The giant cloud of spite and eyes stared.
...
It never uttered a sound. When it communicated, it typed on a keyboard. It never spoke, for it had no mouth. Just eyes.
SO. MANY. EYES.
Each eye was an entity in its own right. A subset of the gestalt. You have the same things. You have parts of your mind that act without thinking. When you walk, do you think of the placement of every toe? When crossing the street, do you think about how to deal with the curb? No. You just raise one foot a little higher, expecting object permanence and that it would be there, even if you were talking on your phone, or your eyes were on a distant friend who had come into view.
A subset of you.
Most people are like this. Preprogrammed responses that act upon stimuli. If I throw a rock at your head, you'll dodge, maybe try to catch it. But if I go through the motions of throwing a rock at your head, but not actually throw it, you'll still flinch. Why? Because you responded to the stimuli. You preprogrammed your mind to react in a certain fashion.
The only part of you, that is "you" is about eight ounces of lipids and proteins on the front of your brain. A new addition to the human race that barely had gotten out of alpha release. It is what allows you to make choices. Free will. The one part of your brain that turns on, and turns off the other parts you preprogrammed.
Fascinating, really.
So when you communicate, you think it is just words. Far from it. People learn to crawl, walk, and run, and this means your legs are the most programmed part of your body. It's hard to lie with your legs. The legs speak more than any other part of your body.

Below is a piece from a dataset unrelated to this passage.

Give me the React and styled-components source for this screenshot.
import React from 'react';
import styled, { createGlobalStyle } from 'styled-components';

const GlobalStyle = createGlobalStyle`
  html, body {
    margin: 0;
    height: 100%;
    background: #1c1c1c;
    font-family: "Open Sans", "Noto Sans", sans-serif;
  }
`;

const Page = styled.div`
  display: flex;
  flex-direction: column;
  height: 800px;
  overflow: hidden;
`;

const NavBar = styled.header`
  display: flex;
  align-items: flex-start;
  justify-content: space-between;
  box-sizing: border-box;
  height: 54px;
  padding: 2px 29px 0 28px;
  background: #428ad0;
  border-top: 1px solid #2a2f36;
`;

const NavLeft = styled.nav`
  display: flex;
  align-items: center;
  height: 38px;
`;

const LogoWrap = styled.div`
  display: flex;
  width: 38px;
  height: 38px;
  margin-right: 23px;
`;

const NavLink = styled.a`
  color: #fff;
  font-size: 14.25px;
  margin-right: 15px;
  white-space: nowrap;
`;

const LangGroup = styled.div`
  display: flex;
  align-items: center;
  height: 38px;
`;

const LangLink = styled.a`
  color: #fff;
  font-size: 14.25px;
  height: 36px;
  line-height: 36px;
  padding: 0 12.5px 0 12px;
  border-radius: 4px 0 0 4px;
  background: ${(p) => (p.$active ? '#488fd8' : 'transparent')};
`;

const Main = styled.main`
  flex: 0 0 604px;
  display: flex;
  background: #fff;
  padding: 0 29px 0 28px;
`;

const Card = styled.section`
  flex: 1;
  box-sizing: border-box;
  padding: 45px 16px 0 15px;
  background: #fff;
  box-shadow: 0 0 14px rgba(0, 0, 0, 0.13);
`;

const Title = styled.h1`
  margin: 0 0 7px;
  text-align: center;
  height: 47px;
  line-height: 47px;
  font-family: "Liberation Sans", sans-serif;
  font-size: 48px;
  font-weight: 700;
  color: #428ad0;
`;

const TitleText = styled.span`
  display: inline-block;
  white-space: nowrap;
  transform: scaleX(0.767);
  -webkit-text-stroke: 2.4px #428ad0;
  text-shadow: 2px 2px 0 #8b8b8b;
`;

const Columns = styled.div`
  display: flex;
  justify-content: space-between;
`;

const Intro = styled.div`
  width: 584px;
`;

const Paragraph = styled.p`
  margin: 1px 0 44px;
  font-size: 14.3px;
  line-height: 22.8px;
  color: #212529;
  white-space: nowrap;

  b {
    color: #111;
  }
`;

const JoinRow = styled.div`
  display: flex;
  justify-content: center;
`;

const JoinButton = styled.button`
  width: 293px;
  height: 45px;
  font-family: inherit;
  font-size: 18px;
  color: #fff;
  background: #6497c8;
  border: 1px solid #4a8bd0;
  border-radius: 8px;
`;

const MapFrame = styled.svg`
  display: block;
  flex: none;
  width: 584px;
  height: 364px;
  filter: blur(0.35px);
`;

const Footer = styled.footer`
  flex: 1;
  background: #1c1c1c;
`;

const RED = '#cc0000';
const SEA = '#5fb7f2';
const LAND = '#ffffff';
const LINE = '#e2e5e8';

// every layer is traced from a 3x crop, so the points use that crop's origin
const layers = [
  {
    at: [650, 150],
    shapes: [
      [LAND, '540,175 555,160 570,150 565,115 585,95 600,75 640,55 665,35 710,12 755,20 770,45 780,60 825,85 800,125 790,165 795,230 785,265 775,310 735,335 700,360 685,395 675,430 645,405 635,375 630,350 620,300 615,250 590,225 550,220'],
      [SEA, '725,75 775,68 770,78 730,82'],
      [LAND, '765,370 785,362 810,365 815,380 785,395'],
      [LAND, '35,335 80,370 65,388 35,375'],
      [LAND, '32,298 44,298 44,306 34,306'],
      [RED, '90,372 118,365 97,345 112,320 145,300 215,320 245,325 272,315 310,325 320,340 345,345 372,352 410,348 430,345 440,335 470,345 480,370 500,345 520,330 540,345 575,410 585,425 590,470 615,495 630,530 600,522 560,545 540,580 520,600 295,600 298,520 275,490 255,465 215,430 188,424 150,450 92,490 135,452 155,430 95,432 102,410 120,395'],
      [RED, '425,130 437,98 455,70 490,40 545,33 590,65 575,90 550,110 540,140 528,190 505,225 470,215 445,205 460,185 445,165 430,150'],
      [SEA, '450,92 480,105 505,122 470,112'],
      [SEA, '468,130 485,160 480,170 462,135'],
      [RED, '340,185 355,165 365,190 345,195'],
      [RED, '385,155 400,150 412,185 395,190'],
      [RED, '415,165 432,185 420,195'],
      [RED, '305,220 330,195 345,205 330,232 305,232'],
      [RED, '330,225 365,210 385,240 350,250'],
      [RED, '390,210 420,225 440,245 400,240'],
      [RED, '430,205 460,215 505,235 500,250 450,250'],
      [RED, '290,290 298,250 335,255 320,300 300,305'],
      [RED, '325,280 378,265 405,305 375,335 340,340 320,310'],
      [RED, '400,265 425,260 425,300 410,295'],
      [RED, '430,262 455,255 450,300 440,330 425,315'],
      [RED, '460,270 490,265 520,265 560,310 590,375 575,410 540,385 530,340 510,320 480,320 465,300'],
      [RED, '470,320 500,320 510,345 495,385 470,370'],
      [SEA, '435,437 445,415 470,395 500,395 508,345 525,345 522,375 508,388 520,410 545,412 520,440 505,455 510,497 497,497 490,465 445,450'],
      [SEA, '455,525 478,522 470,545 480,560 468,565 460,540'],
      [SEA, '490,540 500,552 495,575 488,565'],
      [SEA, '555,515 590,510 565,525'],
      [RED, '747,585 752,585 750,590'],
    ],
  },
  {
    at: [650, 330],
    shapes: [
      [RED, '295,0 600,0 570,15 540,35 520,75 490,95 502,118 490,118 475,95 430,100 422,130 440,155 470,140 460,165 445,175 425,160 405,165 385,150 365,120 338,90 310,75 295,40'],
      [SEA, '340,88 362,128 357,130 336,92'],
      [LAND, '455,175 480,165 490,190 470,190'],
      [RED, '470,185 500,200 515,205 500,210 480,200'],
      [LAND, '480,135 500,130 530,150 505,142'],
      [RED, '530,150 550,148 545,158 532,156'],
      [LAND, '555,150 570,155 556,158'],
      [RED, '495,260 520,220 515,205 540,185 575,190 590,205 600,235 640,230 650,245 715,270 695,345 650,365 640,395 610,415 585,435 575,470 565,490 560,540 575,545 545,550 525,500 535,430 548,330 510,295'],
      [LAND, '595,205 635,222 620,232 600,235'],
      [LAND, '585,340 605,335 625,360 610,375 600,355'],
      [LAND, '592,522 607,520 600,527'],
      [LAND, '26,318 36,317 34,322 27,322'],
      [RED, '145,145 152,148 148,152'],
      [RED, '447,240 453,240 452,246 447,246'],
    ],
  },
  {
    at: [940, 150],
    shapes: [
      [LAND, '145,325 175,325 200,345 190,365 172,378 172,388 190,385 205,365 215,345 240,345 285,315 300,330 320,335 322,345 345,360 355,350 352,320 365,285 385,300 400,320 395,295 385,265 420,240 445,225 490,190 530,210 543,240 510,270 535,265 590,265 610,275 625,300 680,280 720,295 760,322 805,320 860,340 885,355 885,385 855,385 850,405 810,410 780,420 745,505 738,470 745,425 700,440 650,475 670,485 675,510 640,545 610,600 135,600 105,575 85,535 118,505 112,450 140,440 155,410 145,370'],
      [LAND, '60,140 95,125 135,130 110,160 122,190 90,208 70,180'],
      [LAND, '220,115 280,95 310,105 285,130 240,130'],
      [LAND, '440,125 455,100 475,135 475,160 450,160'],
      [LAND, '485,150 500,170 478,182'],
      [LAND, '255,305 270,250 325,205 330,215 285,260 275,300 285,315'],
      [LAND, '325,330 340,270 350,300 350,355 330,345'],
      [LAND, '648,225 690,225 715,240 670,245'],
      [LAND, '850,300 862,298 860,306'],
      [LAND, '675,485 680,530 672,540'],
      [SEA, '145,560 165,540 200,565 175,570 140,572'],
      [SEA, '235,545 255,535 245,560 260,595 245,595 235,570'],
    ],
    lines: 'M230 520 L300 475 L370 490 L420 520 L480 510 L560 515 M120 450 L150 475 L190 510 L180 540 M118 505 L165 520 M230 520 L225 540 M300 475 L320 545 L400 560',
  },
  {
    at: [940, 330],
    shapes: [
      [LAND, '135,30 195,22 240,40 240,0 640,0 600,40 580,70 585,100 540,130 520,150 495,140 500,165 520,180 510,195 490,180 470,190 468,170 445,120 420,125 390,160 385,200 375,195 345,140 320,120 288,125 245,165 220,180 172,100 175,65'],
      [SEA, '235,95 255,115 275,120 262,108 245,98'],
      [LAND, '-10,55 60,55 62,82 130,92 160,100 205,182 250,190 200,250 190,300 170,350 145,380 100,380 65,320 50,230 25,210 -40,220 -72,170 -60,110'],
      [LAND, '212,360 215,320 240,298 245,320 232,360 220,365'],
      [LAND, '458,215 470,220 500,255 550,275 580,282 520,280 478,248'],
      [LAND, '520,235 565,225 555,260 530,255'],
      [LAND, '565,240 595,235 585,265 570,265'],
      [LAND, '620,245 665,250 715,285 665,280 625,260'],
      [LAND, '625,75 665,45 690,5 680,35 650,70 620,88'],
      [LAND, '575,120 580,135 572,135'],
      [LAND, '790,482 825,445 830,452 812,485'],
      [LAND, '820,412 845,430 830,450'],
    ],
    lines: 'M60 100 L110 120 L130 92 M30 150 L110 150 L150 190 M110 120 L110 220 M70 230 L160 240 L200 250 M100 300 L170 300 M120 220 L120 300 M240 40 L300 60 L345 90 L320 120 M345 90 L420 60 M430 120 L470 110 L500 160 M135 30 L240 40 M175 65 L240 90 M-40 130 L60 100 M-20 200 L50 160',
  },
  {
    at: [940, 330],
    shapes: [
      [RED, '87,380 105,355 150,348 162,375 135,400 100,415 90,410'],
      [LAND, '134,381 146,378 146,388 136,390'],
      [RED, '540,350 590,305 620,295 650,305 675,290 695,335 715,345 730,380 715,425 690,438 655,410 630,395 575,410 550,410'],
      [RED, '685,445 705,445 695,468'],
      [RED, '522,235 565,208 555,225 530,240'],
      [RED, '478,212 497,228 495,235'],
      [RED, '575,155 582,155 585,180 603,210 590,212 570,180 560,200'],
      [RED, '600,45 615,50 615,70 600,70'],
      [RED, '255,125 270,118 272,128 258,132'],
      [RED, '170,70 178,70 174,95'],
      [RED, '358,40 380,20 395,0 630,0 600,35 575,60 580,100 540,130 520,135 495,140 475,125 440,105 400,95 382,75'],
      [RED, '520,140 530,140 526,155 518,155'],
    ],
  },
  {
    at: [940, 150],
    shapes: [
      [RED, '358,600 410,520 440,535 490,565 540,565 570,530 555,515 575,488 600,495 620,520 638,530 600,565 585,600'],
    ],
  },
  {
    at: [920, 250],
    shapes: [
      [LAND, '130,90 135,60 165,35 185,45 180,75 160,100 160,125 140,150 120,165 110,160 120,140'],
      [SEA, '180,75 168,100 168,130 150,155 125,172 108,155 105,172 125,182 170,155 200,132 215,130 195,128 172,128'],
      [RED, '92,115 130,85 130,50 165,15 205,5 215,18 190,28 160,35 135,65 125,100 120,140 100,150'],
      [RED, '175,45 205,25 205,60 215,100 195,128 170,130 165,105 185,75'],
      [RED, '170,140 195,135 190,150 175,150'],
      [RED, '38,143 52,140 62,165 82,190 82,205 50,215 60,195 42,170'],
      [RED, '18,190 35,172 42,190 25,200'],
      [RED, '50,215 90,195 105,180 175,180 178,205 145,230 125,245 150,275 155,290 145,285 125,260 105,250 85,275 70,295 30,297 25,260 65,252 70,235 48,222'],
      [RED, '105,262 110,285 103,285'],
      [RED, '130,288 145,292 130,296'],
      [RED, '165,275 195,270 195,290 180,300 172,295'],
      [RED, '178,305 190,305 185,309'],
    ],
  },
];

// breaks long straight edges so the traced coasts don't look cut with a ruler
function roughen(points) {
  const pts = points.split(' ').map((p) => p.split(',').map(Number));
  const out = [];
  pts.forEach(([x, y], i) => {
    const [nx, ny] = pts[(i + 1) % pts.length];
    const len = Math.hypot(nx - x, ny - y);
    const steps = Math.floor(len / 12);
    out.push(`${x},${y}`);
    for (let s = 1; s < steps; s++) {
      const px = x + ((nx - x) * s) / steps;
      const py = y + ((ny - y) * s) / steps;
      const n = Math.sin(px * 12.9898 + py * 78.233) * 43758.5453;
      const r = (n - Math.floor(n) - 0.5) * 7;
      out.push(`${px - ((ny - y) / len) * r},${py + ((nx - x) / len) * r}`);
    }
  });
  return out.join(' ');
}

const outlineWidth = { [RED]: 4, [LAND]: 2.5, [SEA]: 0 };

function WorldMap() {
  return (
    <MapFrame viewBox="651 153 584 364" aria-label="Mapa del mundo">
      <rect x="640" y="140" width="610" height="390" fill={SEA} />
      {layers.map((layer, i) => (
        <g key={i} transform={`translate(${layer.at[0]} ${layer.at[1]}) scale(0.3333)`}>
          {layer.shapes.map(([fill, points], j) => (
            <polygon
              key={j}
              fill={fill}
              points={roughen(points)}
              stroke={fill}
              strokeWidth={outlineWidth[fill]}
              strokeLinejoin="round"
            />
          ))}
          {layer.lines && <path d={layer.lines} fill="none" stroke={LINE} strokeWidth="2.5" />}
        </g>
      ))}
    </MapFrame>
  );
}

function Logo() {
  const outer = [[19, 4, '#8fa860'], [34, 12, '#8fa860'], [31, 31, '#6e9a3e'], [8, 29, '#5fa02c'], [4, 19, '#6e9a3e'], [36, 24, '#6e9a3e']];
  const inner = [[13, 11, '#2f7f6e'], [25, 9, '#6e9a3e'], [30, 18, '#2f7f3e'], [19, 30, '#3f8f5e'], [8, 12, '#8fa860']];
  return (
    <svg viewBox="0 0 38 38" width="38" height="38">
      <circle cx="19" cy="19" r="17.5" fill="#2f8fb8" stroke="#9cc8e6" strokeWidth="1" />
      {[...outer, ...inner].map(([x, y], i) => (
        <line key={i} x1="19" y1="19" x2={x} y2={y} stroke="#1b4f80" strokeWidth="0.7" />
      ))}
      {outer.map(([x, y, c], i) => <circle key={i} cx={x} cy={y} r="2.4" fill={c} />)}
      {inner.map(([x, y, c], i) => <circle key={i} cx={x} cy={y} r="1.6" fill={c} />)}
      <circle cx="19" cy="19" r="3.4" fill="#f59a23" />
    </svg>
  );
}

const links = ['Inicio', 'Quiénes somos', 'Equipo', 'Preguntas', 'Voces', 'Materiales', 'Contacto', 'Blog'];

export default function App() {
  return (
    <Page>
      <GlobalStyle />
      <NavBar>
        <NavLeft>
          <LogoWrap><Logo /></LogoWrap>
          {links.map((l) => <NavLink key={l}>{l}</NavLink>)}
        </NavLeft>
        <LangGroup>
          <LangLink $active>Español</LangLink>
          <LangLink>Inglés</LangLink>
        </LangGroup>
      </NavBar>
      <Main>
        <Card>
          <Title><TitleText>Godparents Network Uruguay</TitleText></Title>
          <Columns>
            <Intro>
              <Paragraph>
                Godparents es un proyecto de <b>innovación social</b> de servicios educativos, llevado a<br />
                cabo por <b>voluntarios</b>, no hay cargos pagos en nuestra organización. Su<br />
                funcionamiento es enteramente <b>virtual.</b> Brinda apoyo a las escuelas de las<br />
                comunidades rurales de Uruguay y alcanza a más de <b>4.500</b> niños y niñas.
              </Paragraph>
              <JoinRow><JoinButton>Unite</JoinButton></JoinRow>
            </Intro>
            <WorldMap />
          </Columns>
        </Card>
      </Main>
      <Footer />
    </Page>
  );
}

It's the first part of your body you communicate with. Then the hands, the face, then tone, then finally... words.
Being unable to speak words is only ten percent of your communication. The tone of your words conveys more meaning than the words themselves. To say you love someone can be said sincerely or sarcastically. Facial expressions are about thirty percent of communications, with body language being forty. Sure, it's difficult to get the nuance without words or tone, but you can get basic concepts across easily enough.
Why, I'm talking to you right now, without saying a word. I never say a word. I never speak, I just type, and thoughts seep into your mind and slide over it like oil spreading across water. To write about a mute is easy, if the narrator of their life is available to speak to the reader, If you have a talent for metaphor and understand the nature of nonverbal communication. It is not about what people see, but what the meaning is behind the action.
...
The giant cloud of spite and eyes stared.